Artists who make their mark on the world are the ones who dare to experiment, who take big chances in the belief that they can show us something new.
Werner Herzog’s “Heart of Glass” was such an experiment, a hypnotic Bavarian period piece about prophecy, class, tradition, lost knowledge and the fragility of existence. Herzog, at the peak of his art cinema early career, took a shot at having most of his cast hypnotized for their scenes, which gives the film a disorienting, mesmerizing quality thanks to the achingly slow, sometimes random, off-center nature of the performances.
It doesn’t really work. At its worst, it’s like a period parody of the art cinema of the day, “Pythonesque” without the laughs. Herzog prefigures David Lynch’s filmed invitations to enter his dreams. But whatever message this brooding sleepwalk is sending, it’s simply unsatisfying as a narrative. “Glass” is indulgent in ways that make one wonder about the artist’s own state of consciousness at the time.
A stoner period piece nightmare? Something like that. As striking as some scenes and images are, how was this ever supposed to “work” as cinema?





A lonely prophet (Joseph Bierbichler) speaks his truths to whoever will listen in the late 18th century village he has settled in.
Hias is a doomsayer. “I look into the distance to the end of the world,” he narrates (in German, subtitled). “Before the day is over, the end will come.”
He makes his pronouncements to any who ask, or any who will listen. “They come to pass,” he insists, no matter what the listener believes.
This Alpine town is full of believers. A crisis is upon them. Their only industry is imperiled. The foreman at the glassworks has died, and with him, the secret to making the town’s famous “ruby red glass.”
Some become manic at Hias’ pronouncements about their gloomy fate. Others are resigned to drinking their fears away. But the baron who owns the glassworks (Stefan Güttler) is obsessed with finding the formula. He puts glassblowers to work experimenting, badgers the dead man’s widow and even sends off for her sofa when he becomes convinced that foreman scribbled the recipe down and hid it inside the cushions.
Hias, who takes the time to dispell local fears that “giants” will awaken and reconquer the Earth, wades through this madness, observes some of it from afar and continues to prophesy doom. As if that’ll help.
Herzog opens the film in fog and hits us with striking images of the waterfalls and gorges of the Swiss borderlands with Bavaria. He stages forlorn arguments over beer — with a stein slowly broken over a drinking partner’s head. The baron’s high-handed obsession turns murderous.

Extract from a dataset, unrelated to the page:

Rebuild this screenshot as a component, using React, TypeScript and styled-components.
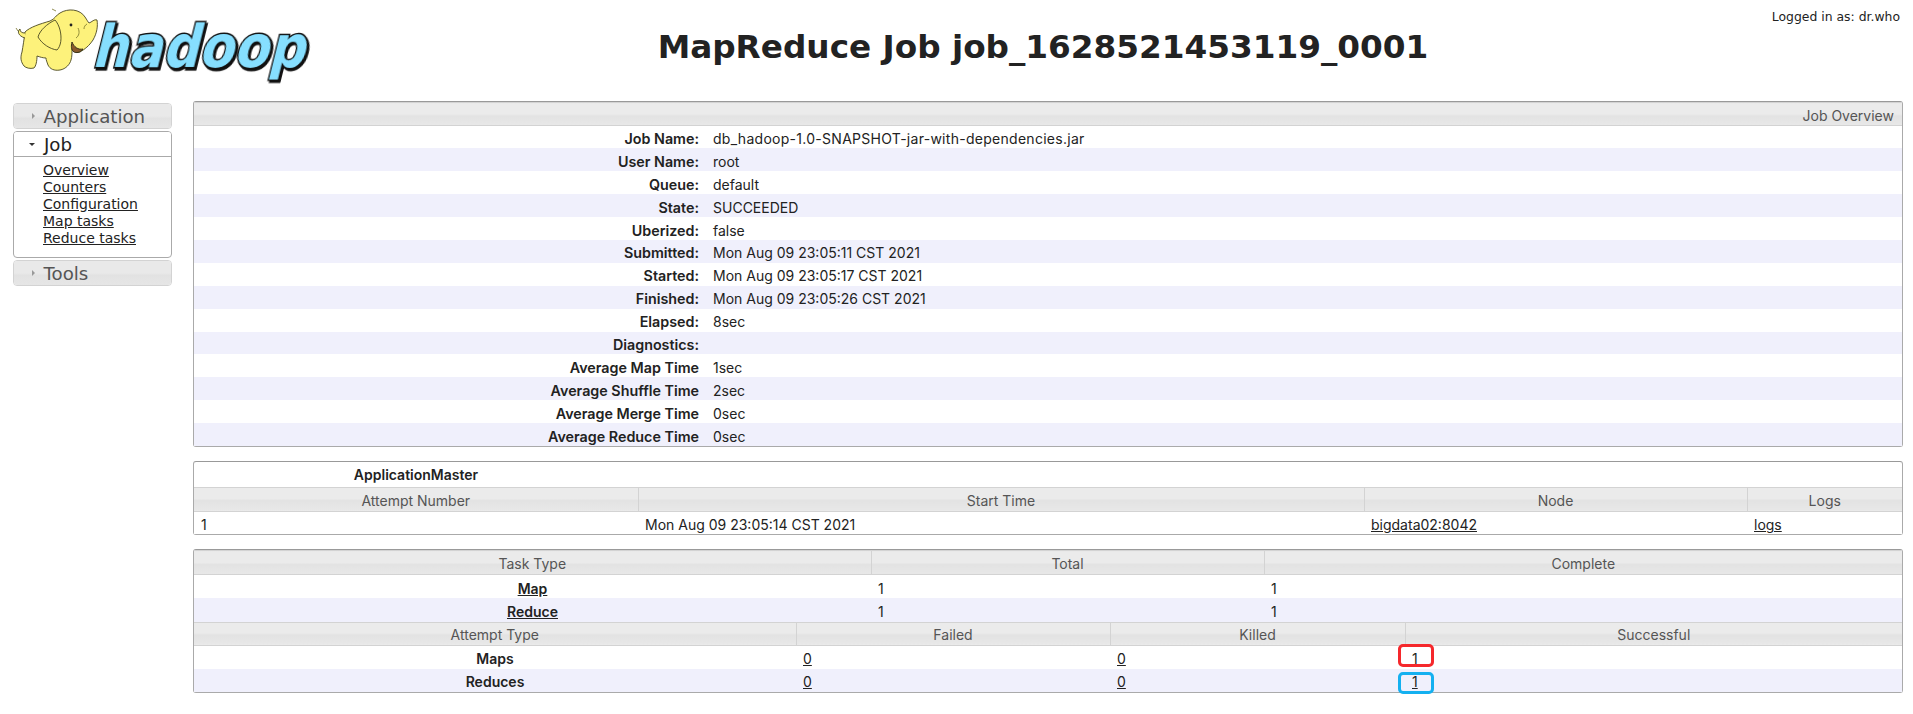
import React from 'react';
import styled, {createGlobalStyle} from 'styled-components';

const GlobalStyle = createGlobalStyle`
  html, body {
    margin: 0;
    padding: 0;
    background: #fff;
    color: #222;
    font-family: Inter, "Liberation Sans", Arial, sans-serif;
  }
`;

const Page = styled.div`
  width: 1913px;
  height: 714px;
  overflow: hidden;
`;

const Header = styled.header`
  height: 101px;
  position: relative;
  display: flex;
  justify-content: center;
  padding-left: 173px;
  box-sizing: border-box;
`;

const LogoLink = styled.div`
  position: absolute;
  left: 0;
  top: 0;
  line-height: 0;
`;

const Title = styled.h1`
  margin: 28px 0 0 0;
  font: bold 32.7px/38px "DejaVu Sans", Verdana, sans-serif;
  color: #222;
`;

const UserInfo = styled.div`
  position: absolute;
  right: 13px;
  top: 9px;
  font: 12.4px/16px "DejaVu Sans", Verdana, sans-serif;
  color: #222;
`;

const Body = styled.div`
  display: flex;
  align-items: flex-start;
`;

const Nav = styled.nav`
  width: 193px;
  flex: none;
  padding: 2px 21px 0 13px;
  box-sizing: border-box;
  font-family: "DejaVu Sans", Verdana, sans-serif;
`;

const Accordion = styled.div<{$open?: boolean}>`
  border: 1px solid ${p => (p.$open ? '#aaa' : '#d3d3d3')};
  border-radius: 4px;
  margin-bottom: 2px;
  overflow: hidden;
  background: #fff;
`;

const AccordionHead = styled.div<{$open?: boolean}>`
  height: 24px;
  display: flex;
  align-items: center;
  font-size: 18.2px;
  color: ${p => (p.$open ? '#222' : '#555')};
  background: ${p =>
    p.$open
      ? '#fff'
      : 'linear-gradient(to bottom, #e9e9e9 0, #e9e9e9 50%, #e2e2e2 60%, #e6e6e6 100%)'};
  border-bottom: ${p => (p.$open ? '1px solid #aaa' : 'none')};
`;

const Caret = styled.span<{$open?: boolean}>`
  width: 0;
  height: 0;
  margin: ${p => (p.$open ? '0 9px 0 15px' : '0 8.5px 0 18px')};
  border-style: solid;
  border-color: transparent;
  ${p =>
    p.$open
      ? 'border-width: 3px 3px 0 3px; border-top-color: #333;'
      : 'border-width: 3.5px 0 3.5px 3.5px; border-left-color: #999;'}
`;

const NavList = styled.ul`
  list-style: none;
  margin: 0;
  padding: 5px 0 10px 29px;
`;

const NavItem = styled.li`
  font-size: 14px;
  line-height: 17px;
  a {
    color: #222;
    text-decoration: underline;
  }
`;

const Content = styled.main`
  flex: 1;
  padding: 0 10px 0 0;
  min-width: 0;
`;

const Panel = styled.div`
  border: 1px solid #aaa;
  border-top-color: #999;
  border-radius: 3px;
  margin-bottom: 14px;
  background: #fff;
`;

const Table = styled.table`
  width: 100%;
  table-layout: fixed;
  border-collapse: collapse;
  font-size: 14px;
  color: #222;
`;

const HeadCell = styled.th<{$align?: string; $tall?: boolean}>`
  height: ${p => (p.$tall ? '24px' : '23px')};
  padding: 2px 8px 0;
  box-sizing: border-box;
  font-weight: normal;
  color: #555;
  text-align: ${p => p.$align || 'center'};
  background: linear-gradient(to bottom, #ebebeb 0, #ebebeb 50%, #e2e2e2 55%, #e8e8e8 100%);
  border-top: 1px solid #d3d3d3;
  border-bottom: 1px solid #d3d3d3;
  border-left: 1px solid #d3d3d3;
  &:first-child { border-left: none; }
`;

const Row = styled.tr<{$alt?: boolean; $tall?: boolean}>`
  height: ${p => (p.$tall ? '23.5px' : '22.9px')};
  background: ${p => (p.$alt ? '#f0f0fc' : '#fff')};
`;

const Label = styled.th`
  padding: 3px 7px 0 0;
  text-align: right;
  font-size: 14.3px;
  font-weight: 600;
  white-space: nowrap;
`;

const Value = styled.td<{$spaced?: boolean}>`
  padding: 3px 0 0 7px;
  letter-spacing: ${p => (p.$spaced ? '0.28px' : 'normal')};
`;

const Cell = styled.td`
  padding: 3px 7px 0;
  text-align: left;
`;

const PlainHead = styled.th`
  height: 24px;
  font-weight: 600;
  text-align: center;
  padding: 1px 0 0;
`;

const RowHead = styled.th`
  padding: 3px 0 0;
  text-align: center;
  font-weight: 600;
  a { color: #222; text-decoration: underline; }
`;

const Link = styled.a`
  color: #222;
  text-decoration: underline;
`;

const Highlight = styled.span<{$color: string; $top: number; $height: number}>`
  position: absolute;
  left: -14px;
  top: ${p => p.$top}px;
  width: 36px;
  height: ${p => p.$height}px;
  box-sizing: border-box;
  border: 3px solid ${p => p.$color};
  border-radius: 5px;
`;

const Marked = styled.span`
  position: relative;
  display: inline-block;
`;

const Word = styled.text`
  font-family: "DejaVu Sans", Verdana, sans-serif;
  font-weight: bold;
  font-size: 58px;
  fill: #86dfff;
  stroke: #111;
  stroke-width: 3px;
  paint-order: stroke;
  filter: drop-shadow(2px 2px 0 #111);
`;

const overview: [string, string][] = [
  ['Job Name:', 'db_hadoop-1.0-SNAPSHOT-jar-with-dependencies.jar'],
  ['User Name:', 'root'],
  ['Queue:', 'default'],
  ['State:', 'SUCCEEDED'],
  ['Uberized:', 'false'],
  ['Submitted:', 'Mon Aug 09 23:05:11 CST 2021'],
  ['Started:', 'Mon Aug 09 23:05:17 CST 2021'],
  ['Finished:', 'Mon Aug 09 23:05:26 CST 2021'],
  ['Elapsed:', '8sec'],
  ['Diagnostics:', ''],
  ['Average Map Time', '1sec'],
  ['Average Shuffle Time', '2sec'],
  ['Average Merge Time', '0sec'],
  ['Average Reduce Time', '0sec'],
];

function Logo() {
  return (
    <svg width="380" height="84" viewBox="0 0 380 84">
      <g transform="translate(17 0) skewX(-14)">
        <Word x="91" y="67" textLength="213" lengthAdjust="spacingAndGlyphs">hadoop</Word>
      </g>
      <path
        d="M25 32C30 27 40 24 50 21C55 19 56 15 60 13C68 8 80 9 85 17C87 20 88 22 89 23C92 22 94 19 97 20C98 26 97 33 93 40C89 46 85 49 80 52C77 53 74 52 72 49C72 53 72 57 71 60C70 64 66 69 60 70C54 71 50 69 48 65C47 62 46 60 46 58C43 58 40 57 37 56C37 61 36 66 34 68C30 69 26 68 24 66C21 62 20 58 22 52C23 46 24 40 25 32Z"
        fill="#fdf27b" stroke="#4a4720" strokeWidth="0.9" strokeLinejoin="round"
      />
      <path d="M25 33C22 33 20 32 20 29C17 31 18 36 25 38" fill="#fdf27b" stroke="#4a4720" strokeWidth="0.9" />
      <path d="M55 20C47 24 40 30 38 37C42 44 50 49 57 50C61 46 62 38 60 30C59 26 57 22 55 20Z" fill="#fdf27b" stroke="#4a4720" strokeWidth="0.9" />
      <path d="M72 42C74 47 78 50 83 49C80 53 76 53 74 52C71 50 71 46 72 42Z" fill="#8a5a2c" stroke="#2c2a12" strokeWidth="0.9" />
      <circle cx="71" cy="25" r="1.4" fill="#222" />
      <path d="M78 28C80 32 79 36 76 38M87 24C85 25 84 27 84 29M52 9L56 11M16 28L18 31" fill="none" stroke="#77722a" strokeWidth="0.8" />
    </svg>
  );
}

function App() {
  return (
    <Page>
      <GlobalStyle />
      <Header>
        <LogoLink><Logo /></LogoLink>
        <Title>MapReduce Job job_1628521453119_0001</Title>
        <UserInfo>Logged in as: dr.who</UserInfo>
      </Header>
      <Body>
        <Nav>
          <Accordion>
            <AccordionHead><Caret />Application</AccordionHead>
          </Accordion>
          <Accordion $open>
            <AccordionHead $open><Caret $open />Job</AccordionHead>
            <NavList>
              {['Overview', 'Counters', 'Configuration', 'Map tasks', 'Reduce tasks'].map(item => (
                <NavItem key={item}><a href="#">{item}</a></NavItem>
              ))}
            </NavList>
          </Accordion>
          <Accordion>
            <AccordionHead><Caret />Tools</AccordionHead>
          </Accordion>
        </Nav>
        <Content>
          <Panel>
            <Table>
              <colgroup><col width="512" /><col /></colgroup>
              <thead>
                <tr><HeadCell colSpan={2} $align="right">Job Overview</HeadCell></tr>
              </thead>
              <tbody>
                {overview.map(([k, v], i) => (
                  <Row key={k} $alt={i % 2 === 1}>
                    <Label>{k}</Label>
                    <Value $spaced={i === 0}>{v}</Value>
                  </Row>
                ))}
              </tbody>
            </Table>
          </Panel>
          <Panel>
            <Table>
              <colgroup><col width="444" /><col width="726" /><col width="383" /><col /></colgroup>
              <thead>
                <tr><PlainHead>ApplicationMaster</PlainHead><PlainHead colSpan={3} /></tr>
                <tr>
                  <HeadCell $tall>Attempt Number</HeadCell>
                  <HeadCell $tall>Start Time</HeadCell>
                  <HeadCell $tall>Node</HeadCell>
                  <HeadCell $tall>Logs</HeadCell>
                </tr>
              </thead>
              <tbody>
                <Row>
                  <Cell>1</Cell>
                  <Cell>Mon Aug 09 23:05:14 CST 2021</Cell>
                  <Cell><Link href="#">bigdata02:8042</Link></Cell>
                  <Cell><Link href="#">logs</Link></Cell>
                </Row>
              </tbody>
            </Table>
          </Panel>
          <Panel>
            <Table>
              <colgroup><col width="677" /><col width="393" /><col /></colgroup>
              <thead>
                <tr>
                  <HeadCell $tall>Task Type</HeadCell>
                  <HeadCell $tall>Total</HeadCell>
                  <HeadCell $tall>Complete</HeadCell>
                </tr>
              </thead>
              <tbody>
                <Row $tall>
                  <RowHead><a href="#">Map</a></RowHead>
                  <Cell>1</Cell>
                  <Cell>1</Cell>
                </Row>
                <Row $alt $tall>
                  <RowHead><a href="#">Reduce</a></RowHead>
                  <Cell>1</Cell>
                  <Cell>1</Cell>
                </Row>
              </tbody>
            </Table>
            <Table>
              <colgroup><col width="602" /><col width="314" /><col width="295" /><col /></colgroup>
              <thead>
                <tr>
                  <HeadCell>Attempt Type</HeadCell>
                  <HeadCell>Failed</HeadCell>
                  <HeadCell>Killed</HeadCell>
                  <HeadCell>Successful</HeadCell>
                </tr>
              </thead>
              <tbody>
                <Row $tall>
                  <RowHead>Maps</RowHead>
                  <Cell><Link href="#">0</Link></Cell>
                  <Cell><Link href="#">0</Link></Cell>
                  <Cell>
                    <Marked><Link href="#">1</Link><Highlight $color="#f5282c" $top={-6} $height={23} /></Marked>
                  </Cell>
                </Row>
                <Row $alt>
                  <RowHead>Reduces</RowHead>
                  <Cell><Link href="#">0</Link></Cell>
                  <Cell><Link href="#">0</Link></Cell>
                  <Cell>
                    <Marked><Link href="#">1</Link><Highlight $color="#14b0f0" $top={-1} $height={22} /></Marked>
                  </Cell>
                </Row>
              </tbody>
            </Table>
          </Panel>
        </Content>
      </Body>
    </Page>
  );
}

export default App;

And still the glassblowers blow and work their glass as if the end isn’t nigh. These scenes are the film’s most visually arresting, a veritable ballroom dance of blowers and globs of molten glass weaving amongst each other as they approach the furnace and ply their trade.
It’s a real relief to know that these real-life artisans — like Bierbichler, playing the prophet — were not hypnotized while making the movie. Other scenes involving drunks, corpses and a dog goaded into waking the “dead” with a pitchfork, were.
The dazed, surreal and slow-walking performances of the hypnotized reminded me of Hitchcock’s “Rope,” an experiment in storytelling with long takes without edits. The Master of Suspense realized, only afterwards, that editing is the essence of cinema, the way suspense is created and heightened. He never did it again.
Herzog almost certainly learned to never try hypnotizing his actors again. Klaus Kinski, for one, would have disemboweled him for trying. Whatever he learned from this experiment he internalized in his own persona.
The bold adventurer who made “Aguirre” and “Fitzcarraldo” became a mesmerizing screen presence, voice-over narrator and interview subject. He was and remains a fascinating character, a philospher of film and the human condition. If he needed to try something “out there” to get where he was going, “Heart of Glass” was worth the gamble. Without that gimmick, it’s questionable whether this folk parable oddity would merit mention in the long course of his career.
Rating: TV-MA, violence
Cast: Josef Bierbichler, Stefan Güttler, Clemens Scheitz, Volker Prechtel, Wilhelm Friedrich and Sonja Skiba.
Credits: Scripted and directed by Werner Herzog, based on a story by Herbert Achternbusch. A New Yorker Films (US) release on Tubi, Mubi, other streamers.